Barba et al v. Shire US, Inc. et al
Filing
201
ORDER concerning in camera review of privileged documents and requiring supplemental briefing on the crime-fraud exception. Signed by Magistrate Judge Jonathan Goodman on 5/20/2015. (tr00)
UNITED STATES DISTRICT COURT
SOUTHERN DISTRICT OF FLORIDA
MIAMI DIVISION
CASE NO. 13‐21158‐CIV‐LENARD/GOODMAN
MONICA BARBA, et al.,
Plaintiffs,
v.
SHIRE US, INC., et al.,
Defendants.
_______________________________/
ORDER CONCERNING IN CAMERA REVIEW OF PRIVILEGED
DOCUMENTS AND REQUIRING SUPPLEMENTAL
BRIEFING ON THE CRIME‐FRAUD EXCEPTION
This Cause is before the Undersigned on the parties’ discovery disputes raised in
filings by Plaintiffs [ECF No. 182] and Defendant Shire US, Inc. (“Shire”) [ECF No. 183].
The Court initially scheduled [ECF No. 180] a discovery hearing for April 8, 2015, but
the parties subsequently notified the Court of a resolution to their discovery issues.
Accordingly, the April 8, 2015 hearing was cancelled. [ECF No. 184]. As part of their
resolution though, the parties agreed to an in camera review by the Undersigned of
twenty documents concerning privilege issues, for which the Court established
guidelines. [Id.]. On April 17, 2015, Plaintiffs submitted a memorandum of law
concerning the privilege issues [ECF Nos. 187; 189], and Shire filed a response on April
24, 2015 [ECF Nos. 192; 194].
At the outset, the Undersigned notes that the attorney‐client privilege “is a
narrow exception to the fundamental principle that the public is entitled to every man’s
evidence. . . . Questions concerning the validity and scope of this narrow privilege must
be resolved on a case‐by‐case basis.” In re Grand Jury Investigation No. 83‐30557, 575 F.
Supp. 777, 778 (N.D. Ga. 1983) (citing Garner v. Wolfinbarger, 430 F.2d 1093, 1100 (5th Cir.
1970), cert denied, 401 U.S. 974 (1971); Upjohn v. United States, 449 U.S. 383, 396‐97 (1981))

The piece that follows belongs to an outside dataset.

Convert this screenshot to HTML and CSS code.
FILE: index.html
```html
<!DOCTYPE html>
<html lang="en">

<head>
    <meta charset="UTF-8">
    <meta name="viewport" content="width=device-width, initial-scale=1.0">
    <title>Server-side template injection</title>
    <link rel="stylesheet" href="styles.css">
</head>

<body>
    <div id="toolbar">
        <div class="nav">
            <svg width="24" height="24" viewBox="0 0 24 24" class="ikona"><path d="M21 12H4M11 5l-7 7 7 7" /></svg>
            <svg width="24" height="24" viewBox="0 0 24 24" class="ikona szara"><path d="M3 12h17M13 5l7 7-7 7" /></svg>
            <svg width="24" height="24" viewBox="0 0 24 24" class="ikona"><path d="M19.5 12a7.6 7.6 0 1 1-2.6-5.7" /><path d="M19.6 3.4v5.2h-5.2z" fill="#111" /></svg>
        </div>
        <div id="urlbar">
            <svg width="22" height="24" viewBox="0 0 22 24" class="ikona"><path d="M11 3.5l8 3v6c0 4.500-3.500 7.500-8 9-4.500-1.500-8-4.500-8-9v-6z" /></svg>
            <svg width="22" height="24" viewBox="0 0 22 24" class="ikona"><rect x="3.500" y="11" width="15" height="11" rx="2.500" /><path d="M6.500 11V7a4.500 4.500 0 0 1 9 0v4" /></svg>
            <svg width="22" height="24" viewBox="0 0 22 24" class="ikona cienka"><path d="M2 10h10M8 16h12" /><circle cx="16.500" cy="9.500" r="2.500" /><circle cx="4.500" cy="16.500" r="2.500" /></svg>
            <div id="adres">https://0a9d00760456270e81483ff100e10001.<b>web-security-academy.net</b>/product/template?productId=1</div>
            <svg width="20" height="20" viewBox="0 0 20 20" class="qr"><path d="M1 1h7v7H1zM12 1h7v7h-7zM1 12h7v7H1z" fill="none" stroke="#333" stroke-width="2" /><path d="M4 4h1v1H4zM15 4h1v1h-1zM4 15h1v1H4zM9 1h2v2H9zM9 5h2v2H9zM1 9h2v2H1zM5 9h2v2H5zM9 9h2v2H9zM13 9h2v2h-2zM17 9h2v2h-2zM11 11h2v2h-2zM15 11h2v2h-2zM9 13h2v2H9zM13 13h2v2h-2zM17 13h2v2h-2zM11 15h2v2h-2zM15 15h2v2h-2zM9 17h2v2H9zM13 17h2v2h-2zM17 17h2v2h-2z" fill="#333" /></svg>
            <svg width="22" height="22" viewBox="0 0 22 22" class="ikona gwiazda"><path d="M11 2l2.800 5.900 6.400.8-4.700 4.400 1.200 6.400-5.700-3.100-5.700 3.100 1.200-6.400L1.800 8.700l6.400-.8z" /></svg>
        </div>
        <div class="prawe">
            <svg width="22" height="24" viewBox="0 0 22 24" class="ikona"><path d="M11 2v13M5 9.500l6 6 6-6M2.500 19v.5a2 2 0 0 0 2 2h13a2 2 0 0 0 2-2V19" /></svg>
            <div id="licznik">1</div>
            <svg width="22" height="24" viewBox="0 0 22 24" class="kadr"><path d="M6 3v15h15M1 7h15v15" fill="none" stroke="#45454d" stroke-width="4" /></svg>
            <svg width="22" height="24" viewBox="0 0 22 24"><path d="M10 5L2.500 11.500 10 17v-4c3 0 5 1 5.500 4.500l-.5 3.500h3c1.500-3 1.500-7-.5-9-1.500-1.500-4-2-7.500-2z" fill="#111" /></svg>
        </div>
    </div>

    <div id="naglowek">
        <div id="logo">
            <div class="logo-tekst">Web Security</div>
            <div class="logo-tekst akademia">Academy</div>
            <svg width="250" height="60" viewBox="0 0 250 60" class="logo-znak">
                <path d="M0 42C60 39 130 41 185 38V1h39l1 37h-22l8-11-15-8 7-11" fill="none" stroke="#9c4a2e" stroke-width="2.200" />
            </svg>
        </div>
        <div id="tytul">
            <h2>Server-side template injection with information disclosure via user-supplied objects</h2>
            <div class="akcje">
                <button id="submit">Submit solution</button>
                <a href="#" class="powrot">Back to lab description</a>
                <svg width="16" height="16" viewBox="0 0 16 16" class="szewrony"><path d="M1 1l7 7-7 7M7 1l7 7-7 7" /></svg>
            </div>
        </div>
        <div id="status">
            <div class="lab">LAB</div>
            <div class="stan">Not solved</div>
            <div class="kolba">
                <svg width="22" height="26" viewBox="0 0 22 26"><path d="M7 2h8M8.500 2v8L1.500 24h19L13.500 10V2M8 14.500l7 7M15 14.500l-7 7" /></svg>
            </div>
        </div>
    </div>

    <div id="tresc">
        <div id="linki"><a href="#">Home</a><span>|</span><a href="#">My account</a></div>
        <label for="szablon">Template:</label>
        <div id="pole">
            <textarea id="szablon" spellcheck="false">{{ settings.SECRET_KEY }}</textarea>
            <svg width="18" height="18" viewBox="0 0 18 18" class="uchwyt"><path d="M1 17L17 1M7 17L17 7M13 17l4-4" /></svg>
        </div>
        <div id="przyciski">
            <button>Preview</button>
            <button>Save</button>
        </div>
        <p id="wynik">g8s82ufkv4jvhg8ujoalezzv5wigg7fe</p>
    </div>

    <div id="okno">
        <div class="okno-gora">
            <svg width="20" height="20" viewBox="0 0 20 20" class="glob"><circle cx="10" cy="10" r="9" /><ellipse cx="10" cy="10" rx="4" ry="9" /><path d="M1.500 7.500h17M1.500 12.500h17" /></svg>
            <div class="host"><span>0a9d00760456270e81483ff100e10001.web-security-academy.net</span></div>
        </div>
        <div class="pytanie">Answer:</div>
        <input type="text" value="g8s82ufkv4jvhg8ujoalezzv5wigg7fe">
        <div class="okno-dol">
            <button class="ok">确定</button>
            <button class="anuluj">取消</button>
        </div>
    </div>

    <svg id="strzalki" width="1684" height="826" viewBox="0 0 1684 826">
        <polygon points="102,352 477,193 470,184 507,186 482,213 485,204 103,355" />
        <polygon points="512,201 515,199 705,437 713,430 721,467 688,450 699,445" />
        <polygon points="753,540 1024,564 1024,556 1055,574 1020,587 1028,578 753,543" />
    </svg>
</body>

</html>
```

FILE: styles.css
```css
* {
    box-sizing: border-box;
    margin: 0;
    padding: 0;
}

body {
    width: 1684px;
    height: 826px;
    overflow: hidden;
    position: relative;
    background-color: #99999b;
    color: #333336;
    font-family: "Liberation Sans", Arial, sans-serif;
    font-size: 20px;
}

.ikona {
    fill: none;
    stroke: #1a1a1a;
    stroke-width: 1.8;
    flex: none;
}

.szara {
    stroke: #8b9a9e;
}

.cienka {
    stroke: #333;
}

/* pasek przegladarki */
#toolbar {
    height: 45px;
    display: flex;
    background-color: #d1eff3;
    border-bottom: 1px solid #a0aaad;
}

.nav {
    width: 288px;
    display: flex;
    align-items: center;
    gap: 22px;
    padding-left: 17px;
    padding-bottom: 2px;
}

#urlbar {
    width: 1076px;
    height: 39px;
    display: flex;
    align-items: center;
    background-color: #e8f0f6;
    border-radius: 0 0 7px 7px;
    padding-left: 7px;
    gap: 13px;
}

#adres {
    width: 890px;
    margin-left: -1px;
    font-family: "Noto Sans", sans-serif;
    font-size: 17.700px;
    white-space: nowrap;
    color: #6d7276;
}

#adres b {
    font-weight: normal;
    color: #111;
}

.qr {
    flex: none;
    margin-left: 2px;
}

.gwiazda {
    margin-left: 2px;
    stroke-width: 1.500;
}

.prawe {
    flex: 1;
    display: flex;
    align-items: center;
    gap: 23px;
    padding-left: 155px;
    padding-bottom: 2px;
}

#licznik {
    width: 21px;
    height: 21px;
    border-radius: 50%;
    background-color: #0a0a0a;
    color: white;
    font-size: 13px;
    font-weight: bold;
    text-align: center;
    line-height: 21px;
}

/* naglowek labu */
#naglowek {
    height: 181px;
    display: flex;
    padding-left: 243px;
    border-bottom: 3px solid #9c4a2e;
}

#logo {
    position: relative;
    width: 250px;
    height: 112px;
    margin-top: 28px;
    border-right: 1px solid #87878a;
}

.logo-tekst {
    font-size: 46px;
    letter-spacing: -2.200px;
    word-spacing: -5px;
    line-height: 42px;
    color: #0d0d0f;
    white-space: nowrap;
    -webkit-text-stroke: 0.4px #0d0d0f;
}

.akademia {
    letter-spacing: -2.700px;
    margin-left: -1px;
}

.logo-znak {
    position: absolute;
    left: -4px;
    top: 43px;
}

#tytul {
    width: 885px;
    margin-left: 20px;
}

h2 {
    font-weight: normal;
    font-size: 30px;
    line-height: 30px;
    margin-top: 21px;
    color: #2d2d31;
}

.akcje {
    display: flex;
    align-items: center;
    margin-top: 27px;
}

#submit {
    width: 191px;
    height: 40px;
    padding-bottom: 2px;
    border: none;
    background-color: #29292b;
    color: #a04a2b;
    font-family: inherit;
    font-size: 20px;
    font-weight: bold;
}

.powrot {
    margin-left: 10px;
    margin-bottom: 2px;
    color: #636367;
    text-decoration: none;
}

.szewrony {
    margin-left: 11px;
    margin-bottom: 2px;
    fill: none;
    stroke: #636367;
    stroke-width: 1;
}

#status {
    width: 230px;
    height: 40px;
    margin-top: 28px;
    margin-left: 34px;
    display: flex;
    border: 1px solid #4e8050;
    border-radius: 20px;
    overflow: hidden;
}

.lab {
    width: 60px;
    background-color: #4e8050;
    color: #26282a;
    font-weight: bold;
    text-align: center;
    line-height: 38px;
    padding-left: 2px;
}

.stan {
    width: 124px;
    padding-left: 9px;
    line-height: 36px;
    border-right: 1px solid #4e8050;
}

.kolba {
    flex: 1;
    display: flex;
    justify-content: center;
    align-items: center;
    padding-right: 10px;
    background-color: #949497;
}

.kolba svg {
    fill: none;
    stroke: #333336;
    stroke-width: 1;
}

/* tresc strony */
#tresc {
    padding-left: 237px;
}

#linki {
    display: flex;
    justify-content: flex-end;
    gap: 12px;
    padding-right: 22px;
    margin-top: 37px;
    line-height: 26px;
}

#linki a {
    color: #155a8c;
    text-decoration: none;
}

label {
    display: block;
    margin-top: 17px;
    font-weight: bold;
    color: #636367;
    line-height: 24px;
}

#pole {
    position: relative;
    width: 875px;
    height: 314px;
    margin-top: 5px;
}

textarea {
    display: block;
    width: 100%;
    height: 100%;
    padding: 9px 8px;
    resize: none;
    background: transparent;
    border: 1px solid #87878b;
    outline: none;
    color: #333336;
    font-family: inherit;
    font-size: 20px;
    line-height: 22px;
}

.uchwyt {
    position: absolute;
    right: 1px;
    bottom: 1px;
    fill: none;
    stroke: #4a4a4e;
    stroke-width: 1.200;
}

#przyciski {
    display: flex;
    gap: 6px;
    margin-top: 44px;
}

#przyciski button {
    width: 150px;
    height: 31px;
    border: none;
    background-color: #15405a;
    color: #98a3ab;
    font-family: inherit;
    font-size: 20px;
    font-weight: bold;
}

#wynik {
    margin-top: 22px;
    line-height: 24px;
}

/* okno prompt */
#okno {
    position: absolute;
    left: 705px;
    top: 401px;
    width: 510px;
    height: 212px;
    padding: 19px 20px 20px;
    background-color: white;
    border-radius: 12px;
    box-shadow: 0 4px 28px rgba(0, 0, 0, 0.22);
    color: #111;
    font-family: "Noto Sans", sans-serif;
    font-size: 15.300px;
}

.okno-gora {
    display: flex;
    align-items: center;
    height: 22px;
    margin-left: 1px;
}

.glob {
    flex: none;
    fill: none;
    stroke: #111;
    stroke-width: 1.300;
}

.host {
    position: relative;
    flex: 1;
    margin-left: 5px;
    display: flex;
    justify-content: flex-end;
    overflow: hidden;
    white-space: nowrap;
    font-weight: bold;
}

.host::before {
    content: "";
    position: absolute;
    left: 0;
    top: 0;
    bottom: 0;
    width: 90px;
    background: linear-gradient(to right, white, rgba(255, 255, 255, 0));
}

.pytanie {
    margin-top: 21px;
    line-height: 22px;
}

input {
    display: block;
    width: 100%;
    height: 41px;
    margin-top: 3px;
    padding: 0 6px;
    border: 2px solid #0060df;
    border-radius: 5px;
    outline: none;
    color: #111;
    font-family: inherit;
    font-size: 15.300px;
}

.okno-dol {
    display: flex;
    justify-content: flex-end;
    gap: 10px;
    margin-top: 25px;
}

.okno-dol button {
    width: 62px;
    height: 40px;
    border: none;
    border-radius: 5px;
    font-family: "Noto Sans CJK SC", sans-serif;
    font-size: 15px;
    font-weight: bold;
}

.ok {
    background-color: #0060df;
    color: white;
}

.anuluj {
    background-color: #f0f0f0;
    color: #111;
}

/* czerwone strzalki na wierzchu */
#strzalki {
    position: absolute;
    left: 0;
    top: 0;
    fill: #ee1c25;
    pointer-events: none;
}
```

(internal citations omitted). Accordingly, having reviewed the documents provided by
Shire [ECF Nos. 185‐2; 185‐3; 185‐4],1 Plaintiffs’ memorandum and Shire’s response, the
Undersigned makes the following document‐by‐document determinations as to Shire’s
claims of privilege: 2
1. SHIREBAR2219307‐308/Doc. ID 885729:
Privilege
sustained.
While
Plaintiffs may be correct that statements from Shire’s in‐house counsel, Scott
Applebaum, on the simple status of negotiations are not privileged, Shire has properly
redacted Applebaum’s opinions and analysis concerning negotiations, as those portions
are privileged.
1
In addition to filing the documents under seal on the CM/ECF system, Shire also
provided a courtesy copy of the documents to Chambers per the Court’s instructions
[ECF No. 184].
2
The Court applies the Bates numbers provided by the parties to identify each
document. The Undersigned will address the documents in the order that the parties
provided them, however, for seven of the documents, Plaintiffs have provided a single
brief [ECF No. 189, pp. 3‐10], objecting to the privilege designation on the basis of the
crime‐fraud exception. The Court will address those documents in a separate section
below requiring supplemental briefing on several specific questions.
2
2. Doc. ID 210461:
Privilege overruled. There is nothing in the document ‐‐ a
handwritten note authored by a non‐attorney, labeled in the privilege log as “Undated .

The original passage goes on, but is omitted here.